Sniper








For the third and final character of the yellow team, I wanted to take a different visual path than I had with the previous two. I had already created two figures that were practically covered in brass and some form of device or another, and from a compositional standpoint, it was time for a bit of contrast.

Of course, no more brass and no more "gadgets" meant that I could no longer make use of technology to indicate intelligence. I had to do it another way.

So I decided to go back to the first principle of visual-language I used and employ proportions once again. The mechanics of this are the same as I have discussed previously: increasing the size of those body parts representative of the required attribute and decreasing those of opposing or otherwise unrequired ones sends the necessary visual message that makes us perceive those figures as possessing an abundance of the attribute in question.

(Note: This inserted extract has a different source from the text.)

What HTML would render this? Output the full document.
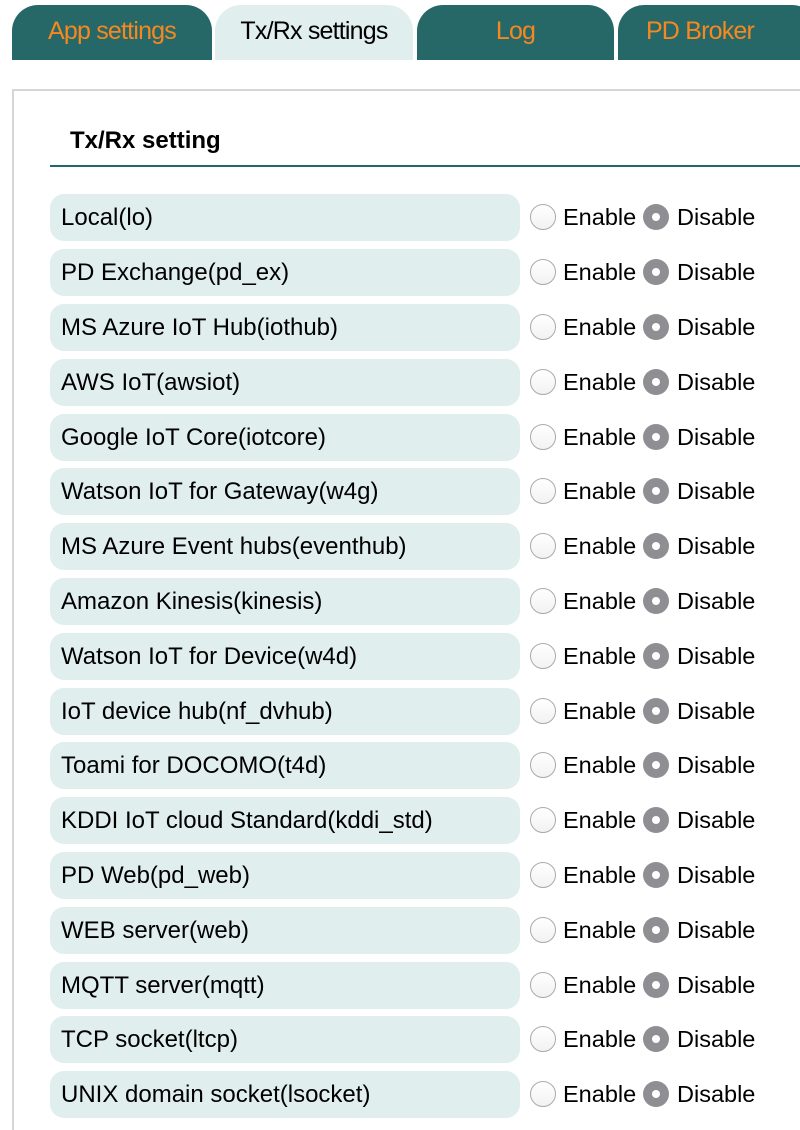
<!DOCTYPE html>
<html><head><style>
html,body{margin:0;width:800px;height:1130px;overflow:hidden;background:#fff;font-family:"Liberation Sans",Arial,sans-serif;position:relative}
.tab{position:absolute;top:5px;height:55px;border-radius:26px 26px 0 0;background:#266868;color:#f7881f;font-size:25px;text-align:center;line-height:52px;letter-spacing:-0.8px}
.tab.a{background:#e0eeed;color:#000}
.box{position:absolute;left:12px;top:89px;width:800px;height:1040px;border-left:2px solid #d6d6d6;border-top:2px solid #d6d6d6}
h2{position:absolute;left:70px;top:127px;margin:0;font-size:24px;font-weight:bold}
.line{position:absolute;left:50px;top:165px;width:760px;height:2px;background:#266868}
.row{position:absolute;left:50px;width:470px;height:47px;border-radius:14px;background:#e0eeed;font-size:24px;line-height:47px;padding-left:11px;box-sizing:border-box;white-space:nowrap}
.r{position:absolute;font-size:23.5px;line-height:47px}
.c{position:absolute;width:26px;height:26px;border-radius:50%;box-sizing:border-box}
.e{border:1px solid #aaa;background:linear-gradient(#fff,#f2f2f2)}
.d{background:#8e8e93}
.d::after{content:"";position:absolute;left:9px;top:9px;width:8px;height:8px;border-radius:50%;background:#fff}
</style></head><body>
<div class="tab" style="left:12px;width:200px">App settings</div>
<div class="tab a" style="left:215px;width:198px">Tx/Rx settings</div>
<div class="tab" style="left:417px;width:197px">Log</div>
<div class="tab" style="left:618px;width:200px;text-indent:-36px">PD Broker</div>
<div class="box"></div>
<h2>Tx/Rx setting</h2>
<div class="line"></div>
<div class="row" style="top:194px">Local(lo)</div>
<div class="row" style="top:249px">PD Exchange(pd_ex)</div>
<div class="row" style="top:304px">MS Azure IoT Hub(iothub)</div>
<div class="row" style="top:359px">AWS IoT(awsiot)</div>
<div class="row" style="top:414px">Google IoT Core(iotcore)</div>
<div class="row" style="top:468px">Watson IoT for Gateway(w4g)</div>
<div class="row" style="top:523px">MS Azure Event hubs(eventhub)</div>
<div class="row" style="top:578px">Amazon Kinesis(kinesis)</div>
<div class="row" style="top:633px">Watson IoT for Device(w4d)</div>
<div class="row" style="top:688px">IoT device hub(nf_dvhub)</div>
<div class="row" style="top:742px">Toami for DOCOMO(t4d)</div>
<div class="row" style="top:797px">KDDI IoT cloud Standard(kddi_std)</div>
<div class="row" style="top:852px">PD Web(pd_web)</div>
<div class="row" style="top:907px">WEB server(web)</div>
<div class="row" style="top:962px">MQTT server(mqtt)</div>
<div class="row" style="top:1016px">TCP socket(ltcp)</div>
<div class="row" style="top:1071px">UNIX domain socket(lsocket)</div>
<div style="position:absolute;top:194px;left:0"><div class="c e" style="left:530px;top:10px"></div><div class="r" style="left:563px;top:0">Enable</div><div class="c d" style="left:643px;top:10px"></div><div class="r" style="left:677px;top:0">Disable</div></div>
<div style="position:absolute;top:249px;left:0"><div class="c e" style="left:530px;top:10px"></div><div class="r" style="left:563px;top:0">Enable</div><div class="c d" style="left:643px;top:10px"></div><div class="r" style="left:677px;top:0">Disable</div></div>
<div style="position:absolute;top:304px;left:0"><div class="c e" style="left:530px;top:10px"></div><div class="r" style="left:563px;top:0">Enable</div><div class="c d" style="left:643px;top:10px"></div><div class="r" style="left:677px;top:0">Disable</div></div>
<div style="position:absolute;top:359px;left:0"><div class="c e" style="left:530px;top:10px"></div><div class="r" style="left:563px;top:0">Enable</div><div class="c d" style="left:643px;top:10px"></div><div class="r" style="left:677px;top:0">Disable</div></div>
<div style="position:absolute;top:414px;left:0"><div class="c e" style="left:530px;top:10px"></div><div class="r" style="left:563px;top:0">Enable</div><div class="c d" style="left:643px;top:10px"></div><div class="r" style="left:677px;top:0">Disable</div></div>
<div style="position:absolute;top:468px;left:0"><div class="c e" style="left:530px;top:10px"></div><div class="r" style="left:563px;top:0">Enable</div><div class="c d" style="left:643px;top:10px"></div><div class="r" style="left:677px;top:0">Disable</div></div>
<div style="position:absolute;top:523px;left:0"><div class="c e" style="left:530px;top:10px"></div><div class="r" style="left:563px;top:0">Enable</div><div class="c d" style="left:643px;top:10px"></div><div class="r" style="left:677px;top:0">Disable</div></div>
<div style="position:absolute;top:578px;left:0"><div class="c e" style="left:530px;top:10px"></div><div class="r" style="left:563px;top:0">Enable</div><div class="c d" style="left:643px;top:10px"></div><div class="r" style="left:677px;top:0">Disable</div></div>
<div style="position:absolute;top:633px;left:0"><div class="c e" style="left:530px;top:10px"></div><div class="r" style="left:563px;top:0">Enable</div><div class="c d" style="left:643px;top:10px"></div><div class="r" style="left:677px;top:0">Disable</div></div>
<div style="position:absolute;top:688px;left:0"><div class="c e" style="left:530px;top:10px"></div><div class="r" style="left:563px;top:0">Enable</div><div class="c d" style="left:643px;top:10px"></div><div class="r" style="left:677px;top:0">Disable</div></div>
<div style="position:absolute;top:742px;left:0"><div class="c e" style="left:530px;top:10px"></div><div class="r" style="left:563px;top:0">Enable</div><div class="c d" style="left:643px;top:10px"></div><div class="r" style="left:677px;top:0">Disable</div></div>
<div style="position:absolute;top:797px;left:0"><div class="c e" style="left:530px;top:10px"></div><div class="r" style="left:563px;top:0">Enable</div><div class="c d" style="left:643px;top:10px"></div><div class="r" style="left:677px;top:0">Disable</div></div>
<div style="position:absolute;top:852px;left:0"><div class="c e" style="left:530px;top:10px"></div><div class="r" style="left:563px;top:0">Enable</div><div class="c d" style="left:643px;top:10px"></div><div class="r" style="left:677px;top:0">Disable</div></div>
<div style="position:absolute;top:907px;left:0"><div class="c e" style="left:530px;top:10px"></div><div class="r" style="left:563px;top:0">Enable</div><div class="c d" style="left:643px;top:10px"></div><div class="r" style="left:677px;top:0">Disable</div></div>
<div style="position:absolute;top:962px;left:0"><div class="c e" style="left:530px;top:10px"></div><div class="r" style="left:563px;top:0">Enable</div><div class="c d" style="left:643px;top:10px"></div><div class="r" style="left:677px;top:0">Disable</div></div>
<div style="position:absolute;top:1016px;left:0"><div class="c e" style="left:530px;top:10px"></div><div class="r" style="left:563px;top:0">Enable</div><div class="c d" style="left:643px;top:10px"></div><div class="r" style="left:677px;top:0">Disable</div></div>
<div style="position:absolute;top:1071px;left:0"><div class="c e" style="left:530px;top:10px"></div><div class="r" style="left:563px;top:0">Enable</div><div class="c d" style="left:643px;top:10px"></div><div class="r" style="left:677px;top:0">Disable</div></div>
</body></html>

Thus, whereas in the case of strength, this implied large hands, upper-body muscles and a small head, suggesting intelligence requires almost the complete opposite of this: small or at least thin limbs and unremarkable or even underdeveloped muscle-mass to draw attention away from the physical component, and instead an exaggeratedly-large head to suggest a wealth of the sort of activity for which the head is symbolic: intellectual.


With this in mind, I decided to create a small, sort-of scrawny-looking bird. Not only because this permitted for a very large head to look interesting and not too out-of-place, but also because it allowed for a pair of extremely slender bird-legs which really helped with the overall mood of the figure.